Exactly it's cluster of 3 nodes, with failover to second cluster. Oracle was a first choice because it's reliability and data consistency.

Sharing data between data base is option, but there is problem when one instance is down for some reason. Others will use first theirs parts and next they will try to use 4th part. It's problem because this instance will have to check every time all it resource. So getting value will be much slower. We aimed to get value in less than 0.5 s. We've got failover so when one node goes down, there is no problem because switch took few seconds. Problem is when instance hangs (node take queries and not processing), or when db interconnect is slow, one node lock some rows, and other try also to lock(raw lock contention).

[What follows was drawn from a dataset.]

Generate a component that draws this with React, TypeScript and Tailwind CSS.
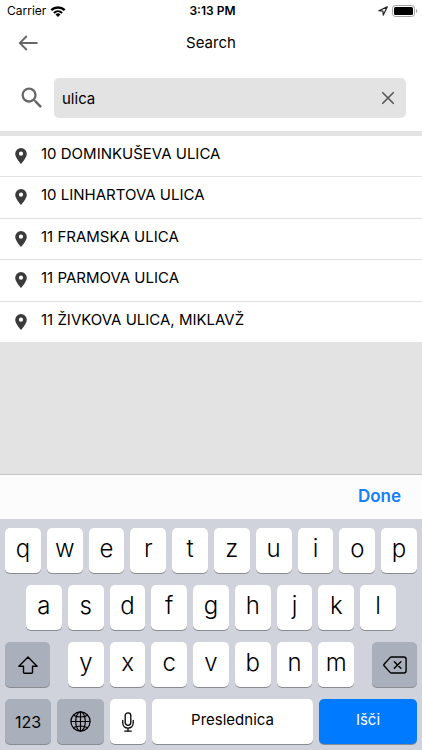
import React, { useState } from 'react';
import { MdSearch } from 'react-icons/md';

const RESULTS = [
  '10 DOMINKUŠEVA ULICA',
  '10 LINHARTOVA ULICA',
  '11 FRAMSKA ULICA',
  '11 PARMOVA ULICA',
  '11 ŽIVKOVA ULICA, MIKLAVŽ',
];

const TOP_KEYS = ['q', 'w', 'e', 'r', 't', 'z', 'u', 'i', 'o', 'p'];
const HOME_KEYS = ['a', 's', 'd', 'f', 'g', 'h', 'j', 'k', 'l'];
const BOTTOM_KEYS = ['y', 'x', 'c', 'v', 'b', 'n', 'm'];

interface KeyProps {
  className: string;
  label?: string;
  onClick?: () => void;
  children: React.ReactNode;
}

const Key: React.FC<KeyProps> = ({ className, label, onClick, children }) => (
  <button
    type="button"
    aria-label={label}
    onClick={onClick}
    className={`flex h-[45px] items-center justify-center rounded-[5px] shadow-[0_1px_0_#898b90] ${className}`}
  >
    {children}
  </button>
);

const LetterKey: React.FC<{ letter: string; onType: (letter: string) => void }> = ({ letter, onType }) => (
  <Key className="min-w-0 flex-1 bg-white pb-[3px] text-2xl font-[350]" onClick={() => onType(letter)}>
    {letter}
  </Key>
);

const StatusBar = () => (
  <div className="grid h-[22px] grid-cols-3 items-center pl-[7px] pr-1 text-xs">
    <div className="flex items-center gap-1">
      <span>Carrier</span>
      <svg className="h-[11px] w-4" viewBox="0 0 16 11" aria-hidden="true">
        <path d="M1.3 4.2a9.6 9.6 0 0 1 13.4 0" fill="none" stroke="#000" strokeWidth="2.4" />
        <path d="M3.9 6.9a6 6 0 0 1 8.2 0" fill="none" stroke="#000" strokeWidth="2.1" />
        <path d="M8 11 5.5 8.5a3.6 3.6 0 0 1 5 0z" />
      </svg>
    </div>
    <span className="text-center font-semibold">3:13 PM</span>
    <div className="flex items-center justify-end gap-1">
      <svg className="h-[10px] w-[10px]" viewBox="0 0 10 10" fill="none" stroke="#222" strokeWidth="1.2" strokeLinejoin="round" aria-hidden="true">
        <path d="M9.2.9.9 4.7l4 .4.4 4z" />
      </svg>
      <svg className="h-3 w-[26px]" viewBox="0 0 26 12" aria-hidden="true">
        <rect x=".5" y=".5" width="22" height="11" rx="3" fill="#fff" stroke="#a3a3a3" />
        <rect x="2" y="2" width="19" height="8" rx="1.5" />
        <path d="M24 4v4c1.6-.6 1.6-3.4 0-4z" fill="#a3a3a3" />
      </svg>
    </div>
  </div>
);

const PinIcon = () => (
  <svg className="mt-3 h-4 w-3 shrink-0" viewBox="0 0 12 16" fill="#3b3b3b" aria-hidden="true">
    <path fillRule="evenodd" d="M6 0A5.8 5.8 0 0 0 .2 5.8C.2 10 6 16 6 16s5.8-6 5.8-10.2A5.8 5.8 0 0 0 6 0zm0 3.600a2.100 2.100 0 1 1 0 4.200 2.100 2.100 0 0 1 0-4.200z" />
  </svg>
);

export default function App() {
  const [query, setQuery] = useState('ulica');
  const type = (letter: string) => setQuery((q) => q + letter);

  return (
    <div className="flex min-h-screen flex-col bg-[#e3e3e3] font-['Inter',sans-serif] text-black">
      <header className="bg-white">
        <StatusBar />
        <div className="grid h-[42px] grid-cols-3 items-center px-[18px]">
          <button type="button" aria-label="Back" className="flex h-6 w-6 items-center">
            <svg className="h-4 w-5" viewBox="0 0 20 16" fill="none" stroke="#666" strokeWidth="1.8" aria-hidden="true">
              <path d="M19.5 8H2M8.800 1 1.800 8l7 7" />
            </svg>
          </button>
          <h1 className="text-center text-[15px]">Search</h1>
        </div>
        <div className="flex items-center gap-2 pt-[14px] pr-4 pb-[13px] pl-[18px]">
          <MdSearch className="h-7 w-7 shrink-0 text-[#666]" aria-hidden="true" />
          <div className="flex h-10 min-w-0 flex-1 items-center rounded-[5px] bg-[#e3e3e3] pr-[11px] pl-2">
            <input
              type="text"
              aria-label="Search"
              value={query}
              onChange={(e) => setQuery(e.target.value)}
              className="h-full min-w-0 flex-1 bg-transparent text-[15px] outline-none"
            />
            <button type="button" aria-label="Clear" onClick={() => setQuery('')}>
              <svg className="h-[14px] w-[14px]" viewBox="0 0 14 14" fill="none" stroke="#555" strokeWidth="1.6" aria-hidden="true">
                <path d="m1.300 1.300 11.400 11.400M12.700 1.300 1.300 12.700" />
              </svg>
            </button>
          </div>
        </div>
      </header>

      <ul className="mt-[5px] grid h-[207px] grid-rows-5 bg-white">
        {RESULTS.map((result) => (
          <li key={result} className="border-b border-[#e3e3e3]">
            <button type="button" className="flex h-full w-full items-start gap-[14px] pl-[15px] text-left">
              <PinIcon />
              <span className="mt-2 text-[15px] leading-5">{result}</span>
            </button>
          </li>
        ))}
      </ul>

      <div className="mt-auto">
        <div className="flex h-[45px] items-center justify-end border-t border-[#c8c8c8] bg-[#fdfcfd] px-[21px]">
          <button type="button" className="text-[17px] font-semibold text-[#157efb]">
            Done
          </button>
        </div>
        <div className="flex flex-col gap-3 bg-[#d0d3db] px-[5px] pt-[9px] pb-[6px]">
          <div className="flex gap-[6px]">
            {TOP_KEYS.map((letter) => (
              <LetterKey key={letter} letter={letter} onType={type} />
            ))}
          </div>
          <div className="flex gap-[6px] px-[21px]">
            {HOME_KEYS.map((letter) => (
              <LetterKey key={letter} letter={letter} onType={type} />
            ))}
          </div>
          <div className="flex gap-[18px]">
            <Key className="w-[45px] bg-[#a9afbb]" label="Shift">
              <svg className="h-[18px] w-5" viewBox="0 0 20 18" fill="none" stroke="#000" strokeWidth="1.4" strokeLinejoin="round" aria-hidden="true">
                <path d="M10 1 .9 10.200h4.600v6.100c0 .6.400 1 1 1h7c.6 0 1-.4 1-1v-6.100h4.600z" />
              </svg>
            </Key>
            <div className="flex min-w-0 flex-1 gap-[6px]">
              {BOTTOM_KEYS.map((letter) => (
                <LetterKey key={letter} letter={letter} onType={type} />
              ))}
            </div>
            <Key className="w-[45px] bg-[#a9afbb]" label="Delete" onClick={() => setQuery((q) => q.slice(0, -1))}>
              <svg className="h-[18px] w-6" viewBox="0 0 24 18" fill="none" stroke="#000" strokeWidth="1.4" strokeLinejoin="round" strokeLinecap="round" aria-hidden="true">
                <path d="M8.500 1h12.300c1.400 0 2.300.9 2.300 2.300v11.400c0 1.400-.9 2.300-2.300 2.300H8.500c-.6 0-1-.2-1.400-.6L1.300 10c-.6-.6-.6-1.400 0-2l5.800-6.400c.4-.4.8-.6 1.400-.6z" />
                <path d="m11.300 5.700 6.600 6.600M17.900 5.700l-6.600 6.600" />
              </svg>
            </Key>
          </div>
          <div className="flex gap-[6px]">
            <Key className="w-[46px] bg-[#a9afbb] text-base">123</Key>
            <Key className="w-[47px] bg-[#a9afbb]" label="Next keyboard">
              <svg className="h-[21px] w-[21px]" viewBox="0 0 21 21" fill="none" stroke="#000" strokeWidth="1.2" aria-hidden="true">
                <circle cx="10.5" cy="10.5" r="9.6" />
                <ellipse cx="10.5" cy="10.5" rx="4.8" ry="9.6" />
                <path d="M10.500.9v19.200M.9 10.500h19.200M3.300 4.200c4 2.400 10.400 2.400 14.400 0M3.300 16.800c4-2.400 10.400-2.400 14.400 0" />
              </svg>
            </Key>
            <Key className="w-9 bg-white" label="Dictate">
              <svg className="h-5 w-3" viewBox="0 0 12 20" fill="none" stroke="#000" strokeWidth="1.3" strokeLinecap="round" aria-hidden="true">
                <rect x="3.2" y=".8" width="5.6" height="12.6" rx="2.8" />
                <path d="M.8 8.500v2.600c0 2.900 2.200 5 5.200 5s5.200-2.100 5.200-5V8.500M6 16.100v3M2.800 19.200h6.400" />
              </svg>
            </Key>
            <Key className="min-w-0 flex-1 bg-white pb-[3px] text-[15px]" onClick={() => type(' ')}>
              Preslednica
            </Key>
            <Key className="w-[98px] bg-[#007aff] pb-[3px] text-[15px] text-white">Išči</Key>
          </div>
        </div>
      </div>
    </div>
  );
}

About question: --We need to assign unique value to session; maintenance of all this value will be hard in code, but it's possible

-- Our governance process won't agree on that, security, failover etc.

-- I'm evaluating CouchBase right now, and it looks ok right now, but we hit a problem with failover, switch to another node could take few minutes, and also there is not guarantee that failing node will flush data to second one. I will read about other ones.

-- With Oracle our failover to another cluster/node is transparent for us. The worst case is when node hangs, usually because some oracle bugs. Then we have some like 10 min when 50-80% of traffic is failing.

Thanks for response, I'll evaluate CB deeply and read about others solutions.